Being mixed-race has always been an affront to easy understanding.  We are one thing or another, not two, three, seven, ten.  How can that possibly be?  In today’s overwhelm-society, with the culture-technologies of the digital age, complexity is still unaccepting.  Perhaps it is even intensified.  A single nano-part of a mechanism functions in one or two certain ways.  That is that part’s distinctive form of being.  Another part acts as another single or set of single actions.  To make a whole, the parts come together.  Each part can be defined in a bounded and specific way.  Otherwise, it’s crazy!!  How can that be?  We have to get to the bottom of anything that is not acting the way it must or how we have created it?  As there are hundreds or thousands or millions of parts, we can take things apart to form something.  It is a very un-organic way of organizing thought and things.  We have inherited this way of seeing and investigating, to look at people and cultures.  Mixed-race-ness is seen in a similar way.  We borrow from a self-understanding of a single race, or a single people or a single nation.  We forget that these ways of seeing reality have been constructed in order to do violence, no matter how benevolent, to what is in the world in sacrifice and transform it into what is promised in a future not-yet-here.  Progress and modernization have also re-inforced pre-colonial ways of looking at difference.
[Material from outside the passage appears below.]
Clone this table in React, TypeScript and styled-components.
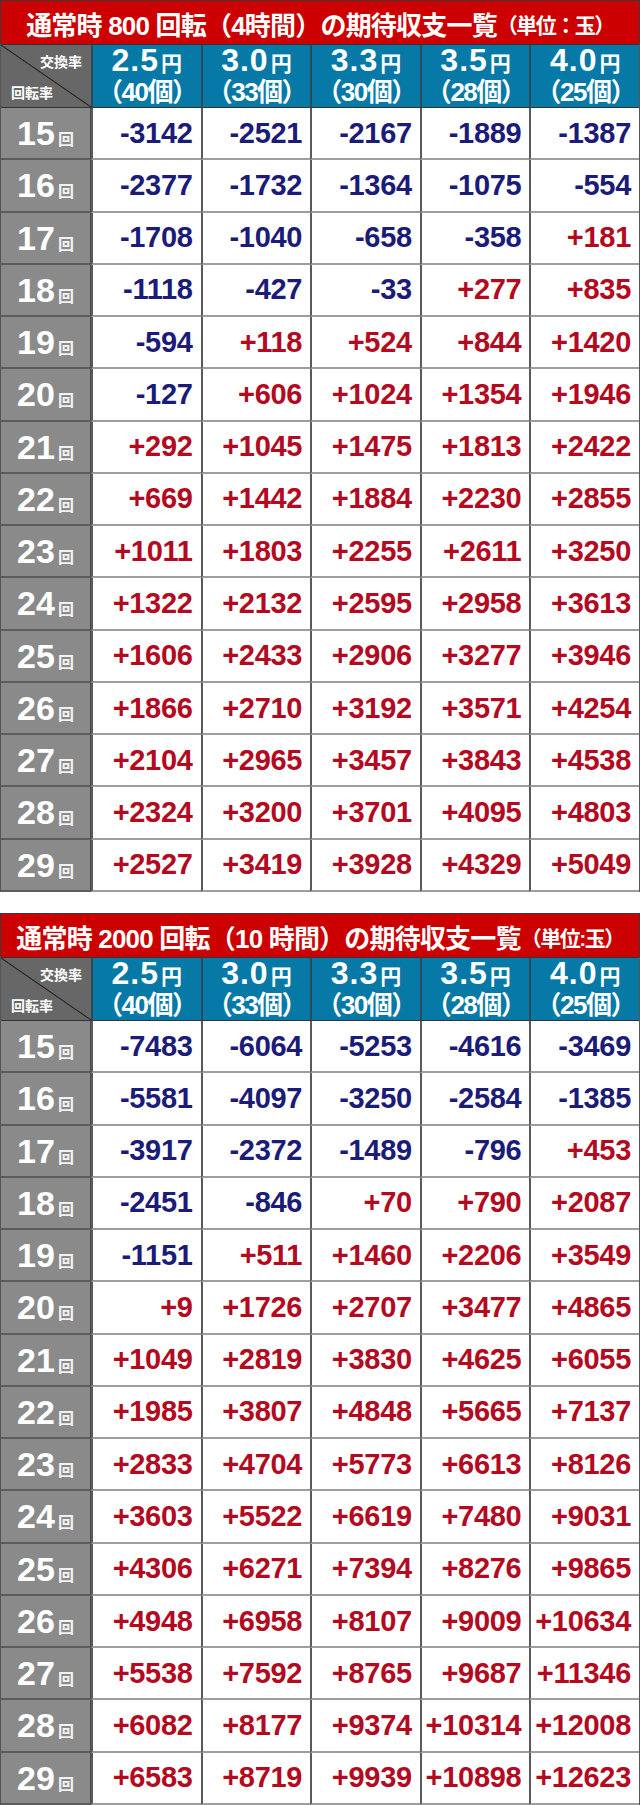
import React from "react";
import styled, { createGlobalStyle } from "styled-components";

const GlobalStyle = createGlobalStyle`
  html, body {
    margin: 0;
    padding: 0;
    background: #ffffff;
  }
  body {
    font-family: "Liberation Sans", "Noto Sans CJK JP", sans-serif;
  }
`;

const FONT = `"Liberation Sans", "Noto Sans CJK JP", sans-serif`;

type Table = {
  title: string;
  unit: string;
  rows: number[][];
};

const RATES = [
  { yen: "2.5", balls: "40" },
  { yen: "3.0", balls: "33" },
  { yen: "3.3", balls: "30" },
  { yen: "3.5", balls: "28" },
  { yen: "4.0", balls: "25" },
];

const TABLES: Table[] = [
  {
    title: "通常時 800 回転（4時間）の期待収支一覧",
    unit: "（単位：玉）",
    rows: [
      [-3142, -2521, -2167, -1889, -1387],
      [-2377, -1732, -1364, -1075, -554],
      [-1708, -1040, -658, -358, 181],
      [-1118, -427, -33, 277, 835],
      [-594, 118, 524, 844, 1420],
      [-127, 606, 1024, 1354, 1946],
      [292, 1045, 1475, 1813, 2422],
      [669, 1442, 1884, 2230, 2855],
      [1011, 1803, 2255, 2611, 3250],
      [1322, 2132, 2595, 2958, 3613],
      [1606, 2433, 2906, 3277, 3946],
      [1866, 2710, 3192, 3571, 4254],
      [2104, 2965, 3457, 3843, 4538],
      [2324, 3200, 3701, 4095, 4803],
      [2527, 3419, 3928, 4329, 5049],
    ],
  },
  {
    title: "通常時 2000 回転（10 時間）の期待収支一覧",
    unit: "（単位:玉）",
    rows: [
      [-7483, -6064, -5253, -4616, -3469],
      [-5581, -4097, -3250, -2584, -1385],
      [-3917, -2372, -1489, -796, 453],
      [-2451, -846, 70, 790, 2087],
      [-1151, 511, 1460, 2206, 3549],
      [9, 1726, 2707, 3477, 4865],
      [1049, 2819, 3830, 4625, 6055],
      [1985, 3807, 4848, 5665, 7137],
      [2833, 4704, 5773, 6613, 8126],
      [3603, 5522, 6619, 7480, 9031],
      [4306, 6271, 7394, 8276, 9865],
      [4948, 6958, 8107, 9009, 10634],
      [5538, 7592, 8765, 9687, 11346],
      [6082, 8177, 9374, 10314, 12008],
      [6583, 8719, 9939, 10898, 12623],
    ],
  },
];

const Page = styled.div`
  width: 640px;
  display: flex;
  flex-direction: column;
  gap: 21px;
`;

const Block = styled.section`
  display: flex;
  flex-direction: column;
  height: 892px;
`;

const Title = styled.h2`
  margin: 0;
  height: 44px;
  box-sizing: border-box;
  border: 1px solid #3a3a3a;
  border-bottom: none;
  background: #cc0000;
  color: #ffffff;
  display: flex;
  align-items: center;
  justify-content: center;
  padding-top: 1px;
  font-family: ${FONT};
  font-size: 26px;
  font-weight: 700;
  letter-spacing: -0.8px;
  white-space: nowrap;
`;

const Unit = styled.span`
  font-size: 21px;
  letter-spacing: -1.5px;
  margin-top: 2px;
`;

const Grid = styled.div`
  flex: 1;
  display: grid;
  grid-template-columns: 90px repeat(5, 1fr);
  grid-template-rows: 64px repeat(15, 1fr);
  border-left: 1px solid #555;
  border-right: 1px solid #555;
`;

const Corner = styled.div`
  position: relative;
  box-sizing: border-box;
  border-top: 1px solid #333;
  border-bottom: 1px solid #333;
  background: linear-gradient(
    to top right,
    #676767 calc(50% - 1px),
    #1e1e1e 50%,
    #676767 calc(50% + 1px)
  );
  color: #ffffff;
  font-family: ${FONT};
  font-weight: 700;
  font-size: 14px;
`;

const CornerLabel = styled.span<{ $pos: "top" | "bottom" }>`
  position: absolute;
  ${(p) => (p.$pos === "top" ? "top: 6px; right: 9px;" : "bottom: 5px; left: 10px;")}
`;

const RateCell = styled.div`
  box-sizing: border-box;
  border-top: 1px solid #333;
  border-left: 2px solid #2b4a5a;
  border-bottom: 1px solid #333;
  background: #0679a7;
  color: #ffffff;
  font-family: ${FONT};
  font-weight: 700;
  display: flex;
  flex-direction: column;
  align-items: center;
  justify-content: center;
  padding-bottom: 2px;
`;

const Yen = styled.div`
  font-size: 32px;
  line-height: 31px;
  letter-spacing: 1px;
  span {
    font-size: 21px;
    margin-left: 2px;
    letter-spacing: 0;
  }
`;

const Balls = styled.div`
  font-size: 26px;
  line-height: 27px;
  letter-spacing: -1.5px;
`;

const LabelCell = styled.div`
  box-sizing: border-box;
  border-bottom: 2px solid #5c5c5c;
  border-right: 1px solid #4a4a4a;
  background: #8a8a8a;
  color: #ffffff;
  display: flex;
  align-items: baseline;
  justify-content: center;
  padding-top: 6px;
  font-family: ${FONT};
  font-weight: 700;
`;

const LabelNum = styled.span`
  font-size: 34px;
  letter-spacing: 0;
`;

const LabelUnit = styled.span`
  font-size: 16px;
  margin-left: 3px;
  color: #f2f2f2;
`;

const ValueCell = styled.div<{ $positive: boolean }>`
  box-sizing: border-box;
  border-left: 2px solid #5a5a5a;
  border-bottom: 2px solid #9e9e9e;
  background: #ffffff;
  color: ${(p) => (p.$positive ? "#b30a1f" : "#1b1b78")};
  display: flex;
  align-items: center;
  justify-content: flex-end;
  padding-right: 8px;
  font-family: ${FONT};
  font-size: 29px;
  font-weight: 700;
  letter-spacing: -0.3px;
`;

const formatValue = (v: number) => (v >= 0 ? `+${v}` : `${v}`);

const ExpectTable = ({ table }: { table: Table }) => (
  <Block>
    <Title>
      {table.title}
      <Unit>{table.unit}</Unit>
    </Title>
    <Grid>
      <Corner>
        <CornerLabel $pos="top">交換率</CornerLabel>
        <CornerLabel $pos="bottom">回転率</CornerLabel>
      </Corner>
      {RATES.map((r) => (
        <RateCell key={r.yen}>
          <Yen>
            {r.yen}
            <span>円</span>
          </Yen>
          <Balls>（{r.balls}個）</Balls>
        </RateCell>
      ))}
      {table.rows.map((row, i) => (
        <React.Fragment key={i}>
          <LabelCell>
            <LabelNum>{15 + i}</LabelNum>
            <LabelUnit>回</LabelUnit>
          </LabelCell>
          {row.map((v, j) => (
            <ValueCell key={j} $positive={v >= 0}>
              {formatValue(v)}
            </ValueCell>
          ))}
        </React.Fragment>
      ))}
    </Grid>
  </Block>
);

export default function App() {
  return (
    <>
      <GlobalStyle />
      <Page>
        {TABLES.map((t, i) => (
          <ExpectTable key={i} table={t} />
        ))}
      </Page>
    </>
  );
}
Mixed-race and multi-racial are much needed categories.  How we use these categories and what is exactly changing or being prioritized and submerged is also an interesting question.  I am one for not-forgetting.  Forgetting the construction of our national and exploitative world in order for most of us to wind up with crumbs, is something I refuse.  I am more than one culture and legacy.  I sometimes will say ‘yes, I’m multiracial’ or ‘multi-national’ but do not define myself as such.  They are constructs that restrict the reality of who we are.  And on the other scale, if we are a conglomeration of multiple parts, then we’re all the same.  We are *not* all the same.  Nothing even within our own mind-hearts, if I can use this term like the Japanese ‘kokoro,’ is the ‘same.’  The efforts to reconcile and flatten worlds into something that doesn’t churn, contradict, challenge, shift, grow, change, transform–a one-ness, a singular object, is something I will die opposing.  Nations, racial categories, cultures, are certain ways of seeing the world because this is what we have been taught.  When someone takes these categories away, we become either anxious or more commonly, humanists who destroy diversity in the name of some ‘universal’ and/or ‘single’ humanity that erases differences and subsumes it under a human-ness that usually replicates white-dominance, or another national dominance that seeks to resist white-dominance.

So the mixed race person, a form of exotic beauty that is envied–begets violent resentments and self-hatreds.  The mixed-race person, a form of something that contaminates simple, pure single cultures and nations and histories–begets violent resentments that seek assimilation and sameness.  The mixed-race person, a form of something complicated–begets people simplifying worlds into questions learned and assumed from one’s own education or worldview (do you eat rice everyday? you must be confused! oh you’re so much more beautiful than most people, etc.).  Do people know their own histories?  Mixing is too fetishized?  Yet I see that in our world of singularities and mainstream dominance, that it will have its advantages as well.  I will use them to topple all the self-hatreds that visit selves that eventually want revenge and violence, dominance and submission.  To drop the prioritizing of ‘goodness’ and to drop the prioritizing of ‘badness’ and to drop the fear of those ideas to be differently performed by different persons because of different cultural heritages and legacies, is to at-once begin the journey to alliance-building and creative new cultural formations and homes.  As of now, we repeat over and over because we refuse the multiplicity and changing our priorities.  Fearing a different good and bad, fearing the work of non-maintenance of those histories, leads the way to a forgone conclusion to be confirmed.  And this confirmation, for many, is their self-congratulatory moment.  For the rest of us, we wish that this confirmation were to be destroyed in the favor of new communities of justice which have existed and are fighting for survival.  Fighting for survival because that reality is being repeated and managed by many of us and through our leaders.  It is neither universal or natural.

The survival of the fittest has gone too far as a perpetuating series of actions, institutions, education and worldviews in the march of history.  Perhaps this is where mixed-race people can truly work on our own forms of assimilating to easy cultural definitions or being happy being exotic–to truly really strongly resist the squeezing of definitions of any difference into dominant categories of perpetual war.  Decolonize our self-rendering and the rendering of others.  It isn’t enough to talk about identity and whether they should/could be ‘accepted’ or not.  It is not about this incessant need to be accepted into the dominant which ‘allows’ acceptance–either psycho-culturally or nationally.  It is important as a way to survive, yes.  But this is also about legacies of perpetuation.  Legacies of categories and worldviews that have long proven to be inadequate and failures.  The legacies in this 1932 film are alive today, walking around, masquerading as enlightened selves and selves that know truths and ‘good’ people who are themselves but do not know how or even desiring alliance-building across identities.  This bridge can and must be crossed.